Migrating today implies moving between countries delimited by more or less porous borders and joining national communities more or less open to new arrivals. Host and origin societies alike, and those of transit, receive the impact of these migrations, and are confronted with the need to manage them. Better governance of migration and its effects is the aim of target 10.7 of the Sustainable Development Goals (SDGs). Migrants are seen in the 2030 Agenda as development agents. Human security, in the broadest sense, is the guiding thread of the UN Global Compact for migration. The compact places law and rights at the centre of efforts for the “legal, safe and orderly” migration mentioned in the SDGs.

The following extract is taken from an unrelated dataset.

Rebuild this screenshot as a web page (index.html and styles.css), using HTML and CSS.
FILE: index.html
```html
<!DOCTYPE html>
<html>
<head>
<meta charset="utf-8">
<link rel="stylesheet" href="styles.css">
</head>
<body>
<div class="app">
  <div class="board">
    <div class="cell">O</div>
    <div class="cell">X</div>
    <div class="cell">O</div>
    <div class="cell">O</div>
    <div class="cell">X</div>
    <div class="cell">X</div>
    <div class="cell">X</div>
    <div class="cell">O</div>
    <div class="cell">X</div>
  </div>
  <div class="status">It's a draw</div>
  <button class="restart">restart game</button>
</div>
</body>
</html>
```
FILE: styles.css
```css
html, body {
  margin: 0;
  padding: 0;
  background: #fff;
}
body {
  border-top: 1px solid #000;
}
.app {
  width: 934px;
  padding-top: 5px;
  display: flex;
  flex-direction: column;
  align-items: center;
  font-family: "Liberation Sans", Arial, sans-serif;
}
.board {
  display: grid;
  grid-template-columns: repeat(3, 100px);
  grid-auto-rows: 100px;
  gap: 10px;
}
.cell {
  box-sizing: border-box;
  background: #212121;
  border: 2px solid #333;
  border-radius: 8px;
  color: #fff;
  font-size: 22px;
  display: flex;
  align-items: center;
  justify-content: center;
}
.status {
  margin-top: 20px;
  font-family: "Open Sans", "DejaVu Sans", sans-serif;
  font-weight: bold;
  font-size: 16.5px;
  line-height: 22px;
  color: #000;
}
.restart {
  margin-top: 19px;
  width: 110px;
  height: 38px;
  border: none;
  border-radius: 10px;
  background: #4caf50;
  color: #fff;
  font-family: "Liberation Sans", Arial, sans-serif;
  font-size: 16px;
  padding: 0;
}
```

The European Union had formally set the objective of managing international mobility for at least two decades as a necessary measure to accompany the dismantling of internal borders and the extension of the free movement and residence to its citizens. The compensatory measures for the Schengen acquis enshrined into the Treaty led to a unique model to protect freedom, security, and justice based on cooperation, not on barriers. The cooperation between partners as well as that of the Union with third countries – the external dimension of a shared migration and asylum policy – envisioned a viable model for the management of mobility and flows. This is the real pinnacle that protects the European Union we know. Indeed, it could contribute to a multilateral migration management as foreseen in the SDGs.
However, the policies and norms that should support this model are not a reality yet. It is undeniable that there have been advances during these years in immigration policies, but always based on minimum agreements that have resulted in separate pieces of a puzzle that is far from being completed. In the field of asylum, there is a more complete and more coherent regulatory framework, the Common European Asylum System, but with very uneven implementation and enforcement.

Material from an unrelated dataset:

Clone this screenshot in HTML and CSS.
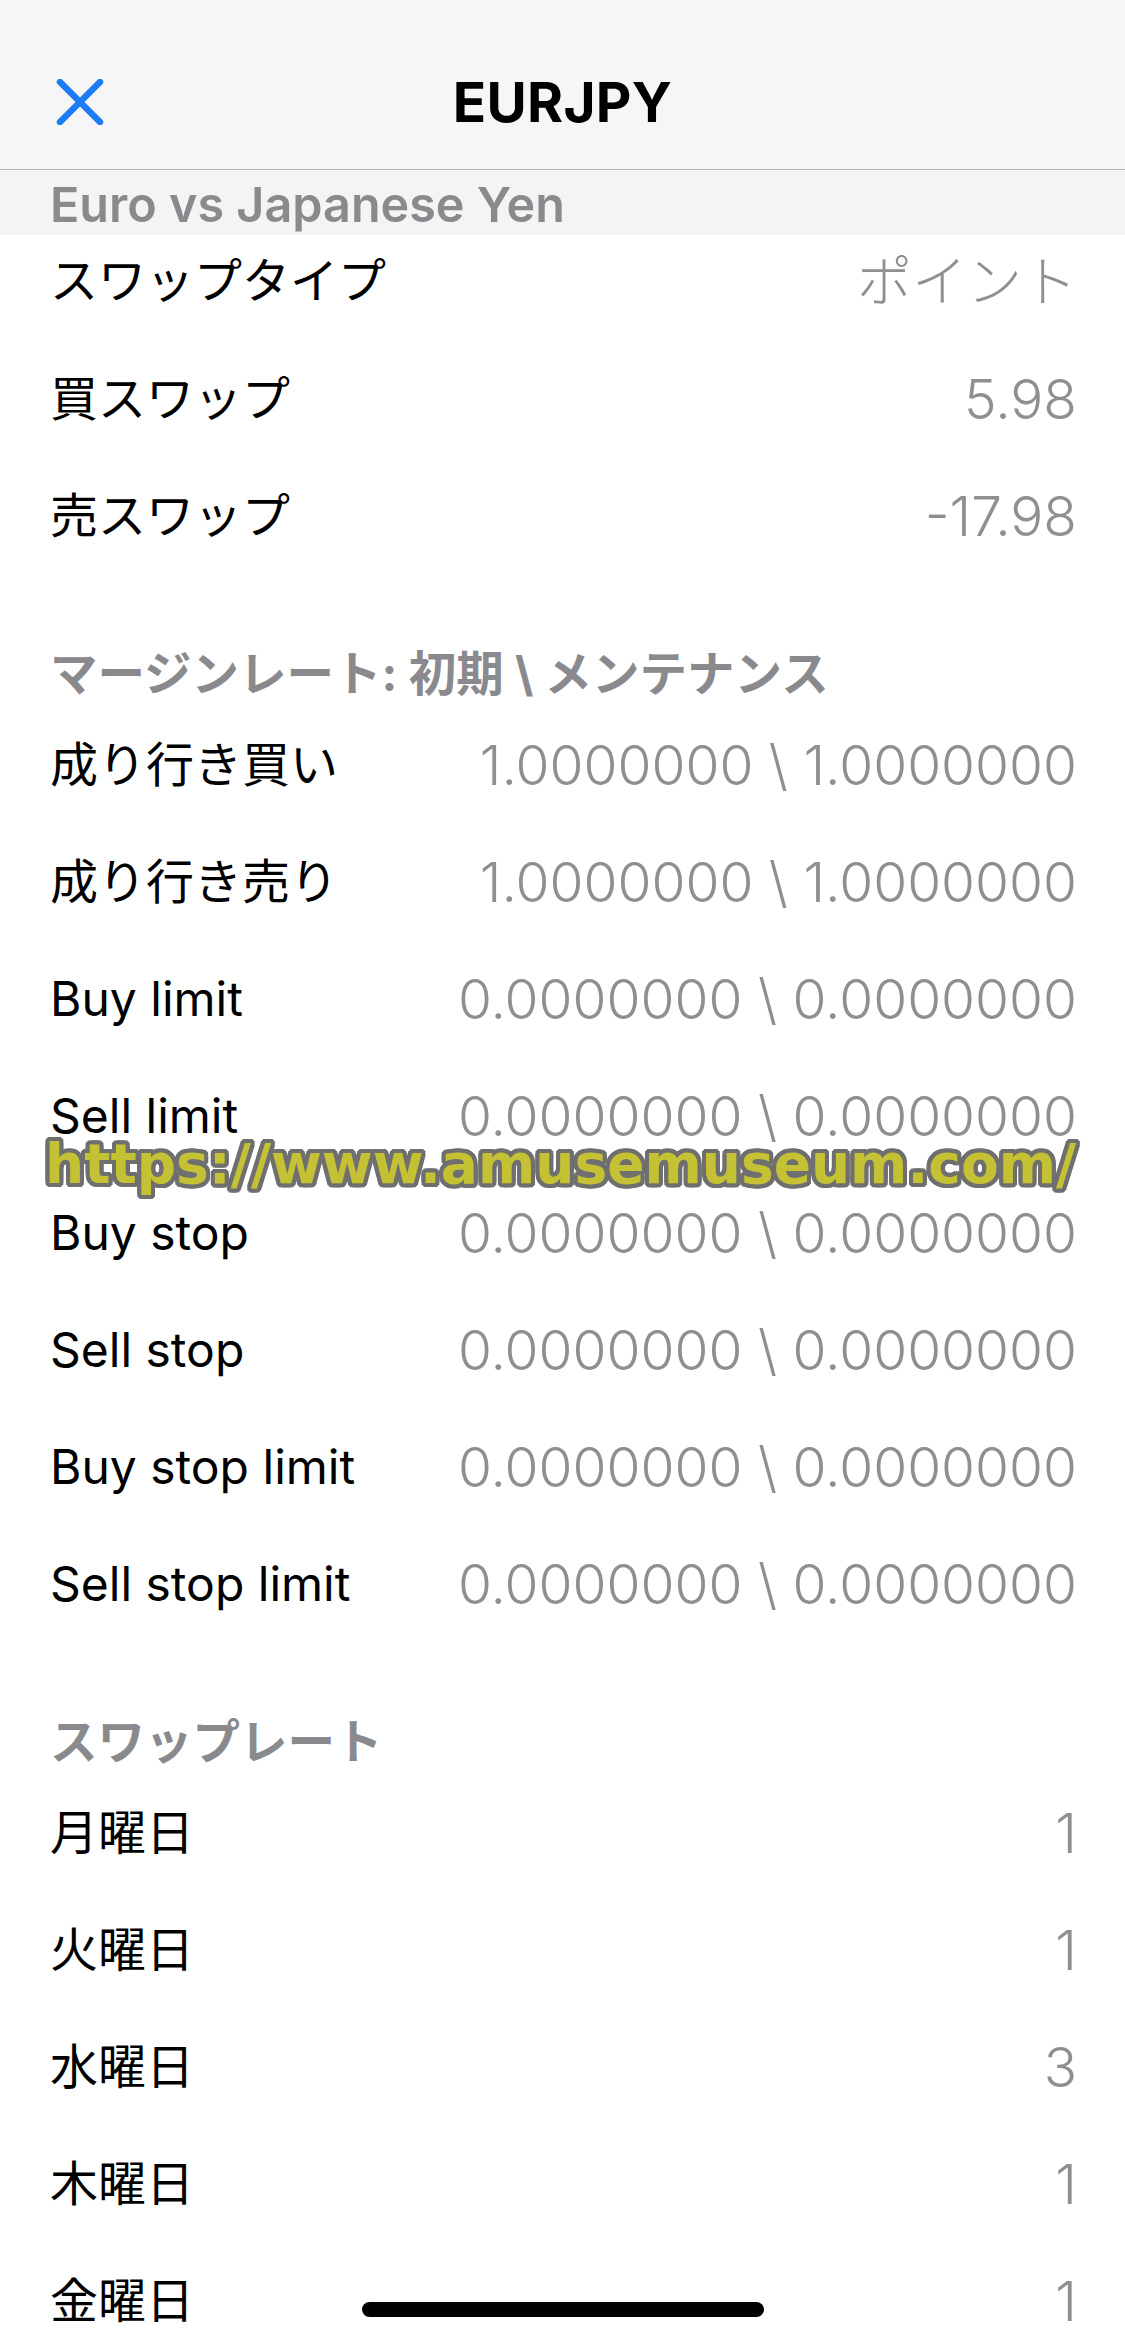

There has been, and there are, objective reasons for many disagreements. Member states have different starting points and different standpoints. Within the Union coexist territories with borders more or less exposed to international flows, states with more or less robust and guarantee-based asylum systems, labour markets more or less flexible and tolerant of the informal economy, or weaker and more robust social protection systems. Migration intersects with these and other issues – related to pull-factors and accommodation. Migration raises questions about our societies that are not always easy to address. Activities in the countries of origin, to tackle the so-called root causes of pushing factors for migration, generates more consensus and is an essential part of the external dimension of the EU migration policy. This has been shown by allocating ten per cent of the financial instrument ‘Global Europe’ to migration. However, this greater consensus does not always generate a greater capacity for effective action.
Along with the objective difficulties to advance towards a common migratory and asylum policy as defined by the Treaties, we have increasingly faced more diffuse but really harmful political difficulties in these years. The use of migration in nativist-nationalist narratives within the national political arenas has strongly impacted the European political agenda. On the one hand, it has prevented reaching any consensus for the many successive European Commission proposals – the last one, the New Pact on Migration and Asylum, is on hold for more than a year now. On the other hand, the migration issue continues to be portrayed as an external threat, one that interacts with other fears. The problem is diverted to the borders with all its symbolic significances. It does not matter if 25,000 people have arrived from Tunisia to Italy since the beginning of the Arab Spring, more than a million from a Middle East harmed by the war in Syria, or a few thousands to the border with Belarus, not to mention the African flow towards Spain: irrespectively of numbers, migration always appears to be out of control and is approached in an emergency mode. With this framing, the economic and social dimension of migration gets concealed. The focus on external physical borders obscures growing social boundaries, inequalities, and breaches of rights, and all of them undermine trust in our social and rights model.
Nativist-nationalists combine anti-immigrant speech with an anti-European Union narrative (think about Brexit). The future of the Union depends on returning to the path of rationality and addressing the key components of any migration policy. While this is not achieved, while the European Migration Pact cannot be adopted, the Union’s migration strategy focuses on what can generate the largest consensus: the contention of migration at the external borders. These policies, however, ignore – or even deny – that most questions linked to migration can only be answered if the Union focusses on our own societies, our labour markets, and our foreign policy – more than on our borders. The divisive narrative makes us more fragile at home and weakens us internationally.
Discussing and making progress on the migration proposals is the only possibility. The free movement within the European Union and the cooperation to assure this area of freedom, security, and justice – and rights – is under serious threat. The future of the Pact of Migration and Asylum is related to the future of the EU itself.